▸ Do this: Write out every entry exactly as given, but omit the pictures.

▸ Records for the exercise:
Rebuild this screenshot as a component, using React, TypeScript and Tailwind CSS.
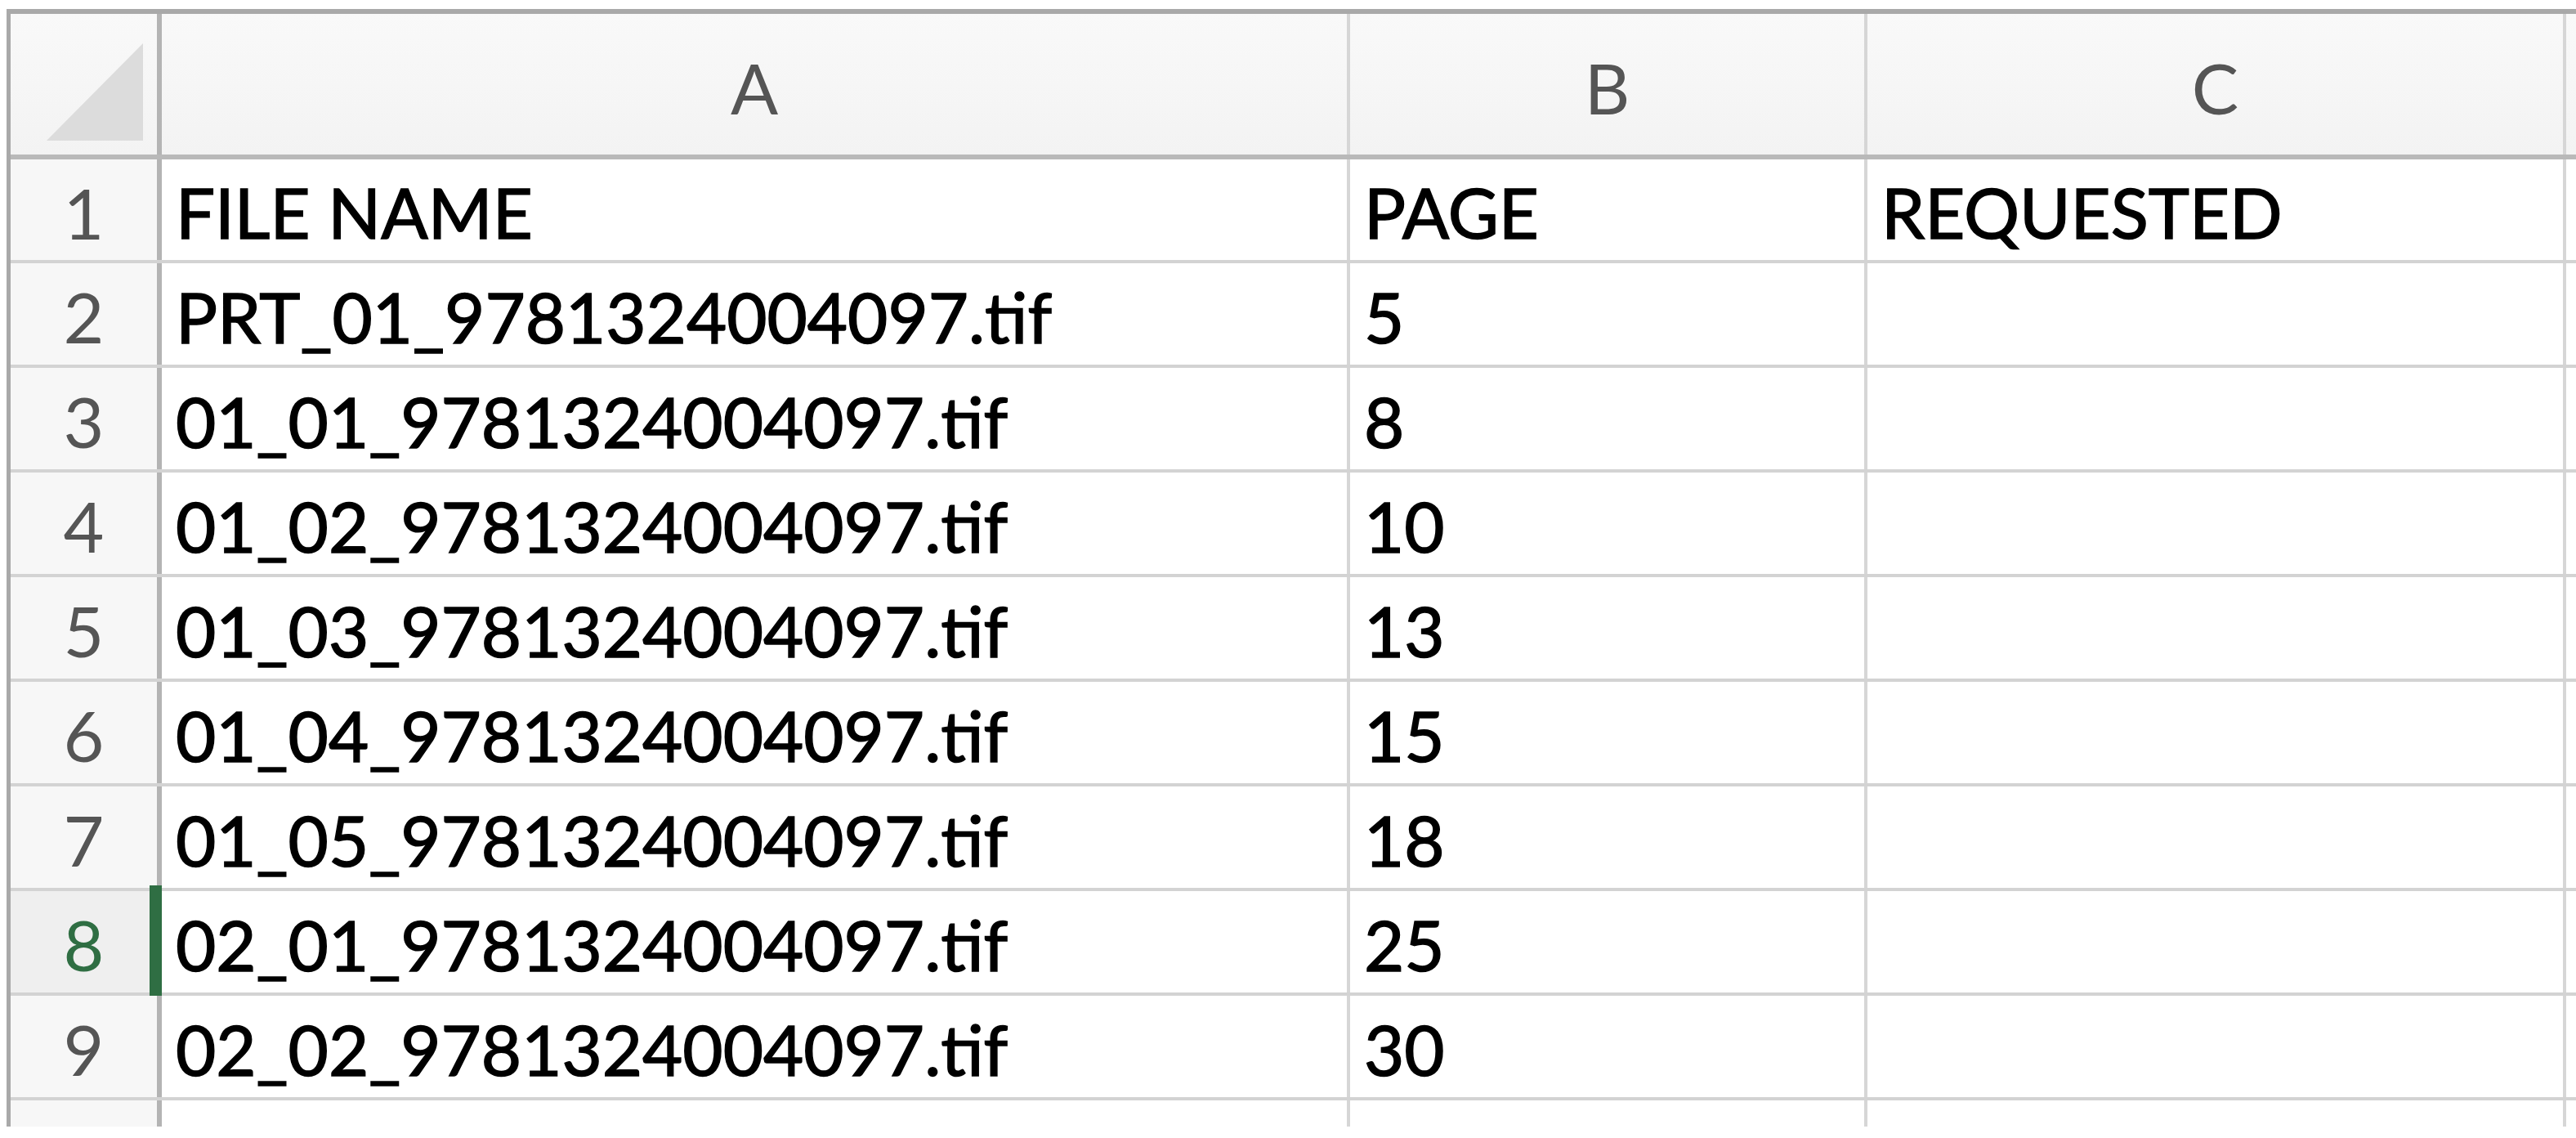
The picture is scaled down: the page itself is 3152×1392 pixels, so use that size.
import React from 'react';

const rows: string[][] = [
  ['FILE NAME', 'PAGE', 'REQUESTED'],
  ['PRT_01_9781324004097.tif', '5', ''],
  ['01_01_9781324004097.tif', '8', ''],
  ['01_02_9781324004097.tif', '10', ''],
  ['01_03_9781324004097.tif', '13', ''],
  ['01_04_9781324004097.tif', '15', ''],
  ['01_05_9781324004097.tif', '18', ''],
  ['02_01_9781324004097.tif', '25', ''],
  ['02_02_9781324004097.tif', '30', ''],
];

const cellText = "text-[85px] leading-none text-black [-webkit-text-stroke:1.5px_#000] pl-[17px] pt-[6px] flex items-center whitespace-nowrap";

export default function App() {
  return (
    <div className="w-[3152px] h-[1392px] bg-white overflow-hidden font-['Lato',sans-serif]">
      <div className="ml-[8px] mt-[11px] h-[1367px] overflow-hidden border-l-[5px] border-t-[6px] border-[#a9a9a9]">
        {/* column headers */}
        <div className="flex h-[178px] border-b-[6px] border-[#b9b9b9] bg-gradient-to-b from-[#f9f9f9] to-[#f3f3f3]">
          <div className="w-[185px] shrink-0 border-r-[6px] border-[#b4b4b4] flex justify-end items-end pr-[17px] pb-[17px]">
            <svg width="118" height="119" viewBox="0 0 118 119">
              <polygon points="0,119 118,0 118,119" fill="#dcdcdc" />
            </svg>
          </div>
          {[
            { l: 'A', w: 'w-[1454px]' },
            { l: 'B', w: 'w-[633px]' },
            { l: 'C', w: 'w-[855px]' },
          ].map(c => (
            <div key={c.l} className={`${c.w} shrink-0 border-r-4 border-[#d6d6d6] flex items-center justify-center pt-[8px] text-[86px] leading-none text-[#555]`}>
              {c.l}
            </div>
          ))}
          <div className="flex-1" />
        </div>

        {rows.map((r, i) => {
          const n = i + 1;
          const sel = n === 8;
          return (
            <div key={n} className={`flex border-b-4 border-[#d3d3d3] ${n === 1 ? 'h-[127px]' : 'h-[128px]'}`}>
              <div className={`relative w-[185px] shrink-0 border-r-[6px] border-[#b4b4b4] flex items-center justify-center pt-[6px] text-[86px] leading-none ${sel ? 'bg-[#efefef] text-[#2f6e43]' : 'bg-[#f7f7f7] text-[#555]'}`}>
                {n}
                {sel && <div className="absolute right-[-6px] top-[-7px] bottom-[-5px] w-[15px] bg-[#2f6e43]" />}
              </div>
              <div className={`w-[1454px] shrink-0 border-r-4 border-[#d6d6d6] ${cellText}`}>{r[0]}</div>
              <div className={`w-[633px] shrink-0 border-r-4 border-[#d6d6d6] ${cellText}`}>{r[1]}</div>
              <div className={`w-[855px] shrink-0 border-r-4 border-[#d6d6d6] ${cellText}`}>{r[2]}</div>
              <div className="flex-1" />
            </div>
          );
        })}

        {/* row 10, cut off by the bottom edge */}
        <div className="flex h-[128px]">
          <div className="w-[185px] shrink-0 border-r-[6px] border-[#b4b4b4] bg-[#f7f7f7]" />
          <div className="w-[1454px] shrink-0 border-r-4 border-[#d6d6d6]" />
          <div className="w-[633px] shrink-0 border-r-4 border-[#d6d6d6]" />
          <div className="w-[855px] shrink-0 border-r-4 border-[#d6d6d6]" />
          <div className="flex-1" />
        </div>
      </div>
    </div>
  );
}
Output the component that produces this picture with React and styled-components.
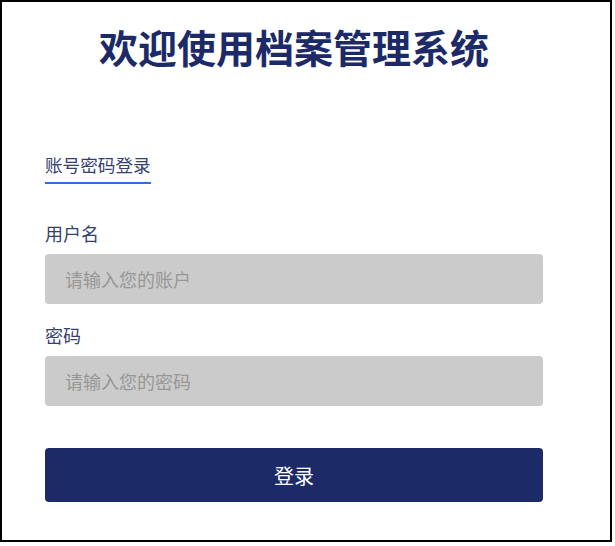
import React from 'react';
import styled, { createGlobalStyle } from 'styled-components';

const GlobalStyle = createGlobalStyle`
    body {
        margin: 0;
        background: #fff;
        font-family: "Noto Sans CJK SC", "Noto Sans", sans-serif;
    }
`;

const Frame = styled.div`
    width: 612px;
    height: 542px;
    box-sizing: border-box;
    border: 2px solid #000;
    background: #fff;
    padding: 24px 0 0 43px;
`;

const Panel = styled.div`
    width: 498px;
    display: flex;
    flex-direction: column;
`;

const Title = styled.h1`
    margin: 0;
    font-size: 39px;
    line-height: 40px;
    font-weight: 700;
    color: #1c2a68;
    text-align: center;
`;

const Tabs = styled.div`
    display: flex;
    margin-top: 90px;
`;

const Tab = styled.div`
    font-size: 17.6px;
    line-height: 18px;
    color: ${props => (props.active ? '#34416f' : '#666')};
    padding-bottom: 8px;
    border-bottom: 2px solid ${props => (props.active ? '#2f6fe4' : 'transparent')};
`;

const Form = styled.form`
    display: flex;
    flex-direction: column;
    margin-top: 40px;
`;

const Field = styled.div`
    display: flex;
    flex-direction: column;
    gap: 12px;
    margin-bottom: ${props => props.gap || '22px'};
`;

const Label = styled.label`
    font-size: 18px;
    line-height: 18px;
    color: #34416f;
`;

const Input = styled.input`
    height: 50px;
    box-sizing: border-box;
    border: none;
    border-radius: 4px;
    background: #cbcbcb;
    padding: 0 20px;
    font-family: inherit;
    font-size: 18px;
    color: #333;
    outline: none;
    &::placeholder {
        color: #979797;
    }
`;

const Submit = styled.button`
    height: 54px;
    border: none;
    border-radius: 4px;
    background: #1c2a68;
    color: #fff;
    font-family: inherit;
    font-size: 20px;
    cursor: pointer;
`;

function App() {
    return (
        <>
            <GlobalStyle />
            <Frame>
                <Panel>
                    <Title>欢迎使用档案管理系统</Title>
                    <Tabs>
                        <Tab active>账号密码登录</Tab>
                    </Tabs>
                    <Form onSubmit={e => e.preventDefault()}>
                        <Field>
                            <Label>用户名</Label>
                            <Input placeholder="请输入您的账户" />
                        </Field>
                        <Field gap="42px">
                            <Label>密码</Label>
                            <Input type="password" placeholder="请输入您的密码" />
                        </Field>
                        <Submit type="submit">登录</Submit>
                    </Form>
                </Panel>
            </Frame>
        </>
    );
}

export default App;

▸ The response:
Rebuild this screenshot as a component, using React, TypeScript and Tailwind CSS.
The picture is scaled down: the page itself is 3152×1392 pixels, so use that size.
import React from 'react';

const rows: string[][] = [
  ['FILE NAME', 'PAGE', 'REQUESTED'],
  ['PRT_01_9781324004097.tif', '5', ''],
  ['01_01_9781324004097.tif', '8', ''],
  ['01_02_9781324004097.tif', '10', ''],
  ['01_03_9781324004097.tif', '13', ''],
  ['01_04_9781324004097.tif', '15', ''],
  ['01_05_9781324004097.tif', '18', ''],
  ['02_01_9781324004097.tif', '25', ''],
  ['02_02_9781324004097.tif', '30', ''],
];

const cellText = "text-[85px] leading-none text-black [-webkit-text-stroke:1.5px_#000] pl-[17px] pt-[6px] flex items-center whitespace-nowrap";

export default function App() {
  return (
    <div className="w-[3152px] h-[1392px] bg-white overflow-hidden font-['Lato',sans-serif]">
      <div className="ml-[8px] mt-[11px] h-[1367px] overflow-hidden border-l-[5px] border-t-[6px] border-[#a9a9a9]">
        {/* column headers */}
        <div className="flex h-[178px] border-b-[6px] border-[#b9b9b9] bg-gradient-to-b from-[#f9f9f9] to-[#f3f3f3]">
          <div className="w-[185px] shrink-0 border-r-[6px] border-[#b4b4b4] flex justify-end items-end pr-[17px] pb-[17px]">
            <svg width="118" height="119" viewBox="0 0 118 119">
              <polygon points="0,119 118,0 118,119" fill="#dcdcdc" />
            </svg>
          </div>
          {[
            { l: 'A', w: 'w-[1454px]' },
            { l: 'B', w: 'w-[633px]' },
            { l: 'C', w: 'w-[855px]' },
          ].map(c => (
            <div key={c.l} className={`${c.w} shrink-0 border-r-4 border-[#d6d6d6] flex items-center justify-center pt-[8px] text-[86px] leading-none text-[#555]`}>
              {c.l}
            </div>
          ))}
          <div className="flex-1" />
        </div>

        {rows.map((r, i) => {
          const n = i + 1;
          const sel = n === 8;
          return (
            <div key={n} className={`flex border-b-4 border-[#d3d3d3] ${n === 1 ? 'h-[127px]' : 'h-[128px]'}`}>
              <div className={`relative w-[185px] shrink-0 border-r-[6px] border-[#b4b4b4] flex items-center justify-center pt-[6px] text-[86px] leading-none ${sel ? 'bg-[#efefef] text-[#2f6e43]' : 'bg-[#f7f7f7] text-[#555]'}`}>
                {n}
                {sel && <div className="absolute right-[-6px] top-[-7px] bottom-[-5px] w-[15px] bg-[#2f6e43]" />}
              </div>
              <div className={`w-[1454px] shrink-0 border-r-4 border-[#d6d6d6] ${cellText}`}>{r[0]}</div>
              <div className={`w-[633px] shrink-0 border-r-4 border-[#d6d6d6] ${cellText}`}>{r[1]}</div>
              <div className={`w-[855px] shrink-0 border-r-4 border-[#d6d6d6] ${cellText}`}>{r[2]}</div>
              <div className="flex-1" />
            </div>
          );
        })}

        {/* row 10, cut off by the bottom edge */}
        <div className="flex h-[128px]">
          <div className="w-[185px] shrink-0 border-r-[6px] border-[#b4b4b4] bg-[#f7f7f7]" />
          <div className="w-[1454px] shrink-0 border-r-4 border-[#d6d6d6]" />
          <div className="w-[633px] shrink-0 border-r-4 border-[#d6d6d6]" />
          <div className="w-[855px] shrink-0 border-r-4 border-[#d6d6d6]" />
          <div className="flex-1" />
        </div>
      </div>
    </div>
  );
}
Output the component that produces this picture with React and styled-components.
import React from 'react';
import styled, { createGlobalStyle } from 'styled-components';

const GlobalStyle = createGlobalStyle`
    body {
        margin: 0;
        background: #fff;
        font-family: "Noto Sans CJK SC", "Noto Sans", sans-serif;
    }
`;

const Frame = styled.div`
    width: 612px;
    height: 542px;
    box-sizing: border-box;
    border: 2px solid #000;
    background: #fff;
    padding: 24px 0 0 43px;
`;

const Panel = styled.div`
    width: 498px;
    display: flex;
    flex-direction: column;
`;

const Title = styled.h1`
    margin: 0;
    font-size: 39px;
    line-height: 40px;
    font-weight: 700;
    color: #1c2a68;
    text-align: center;
`;

const Tabs = styled.div`
    display: flex;
    margin-top: 90px;
`;

const Tab = styled.div`
    font-size: 17.6px;
    line-height: 18px;
    color: ${props => (props.active ? '#34416f' : '#666')};
    padding-bottom: 8px;
    border-bottom: 2px solid ${props => (props.active ? '#2f6fe4' : 'transparent')};
`;

const Form = styled.form`
    display: flex;
    flex-direction: column;
    margin-top: 40px;
`;

const Field = styled.div`
    display: flex;
    flex-direction: column;
    gap: 12px;
    margin-bottom: ${props => props.gap || '22px'};
`;

const Label = styled.label`
    font-size: 18px;
    line-height: 18px;
    color: #34416f;
`;

const Input = styled.input`
    height: 50px;
    box-sizing: border-box;
    border: none;
    border-radius: 4px;
    background: #cbcbcb;
    padding: 0 20px;
    font-family: inherit;
    font-size: 18px;
    color: #333;
    outline: none;
    &::placeholder {
        color: #979797;
    }
`;

const Submit = styled.button`
    height: 54px;
    border: none;
    border-radius: 4px;
    background: #1c2a68;
    color: #fff;
    font-family: inherit;
    font-size: 20px;
    cursor: pointer;
`;

function App() {
    return (
        <>
            <GlobalStyle />
            <Frame>
                <Panel>
                    <Title>欢迎使用档案管理系统</Title>
                    <Tabs>
                        <Tab active>账号密码登录</Tab>
                    </Tabs>
                    <Form onSubmit={e => e.preventDefault()}>
                        <Field>
                            <Label>用户名</Label>
                            <Input placeholder="请输入您的账户" />
                        </Field>
                        <Field gap="42px">
                            <Label>密码</Label>
                            <Input type="password" placeholder="请输入您的密码" />
                        </Field>
                        <Submit type="submit">登录</Submit>
                    </Form>
                </Panel>
            </Frame>
        </>
    );
}

export default App;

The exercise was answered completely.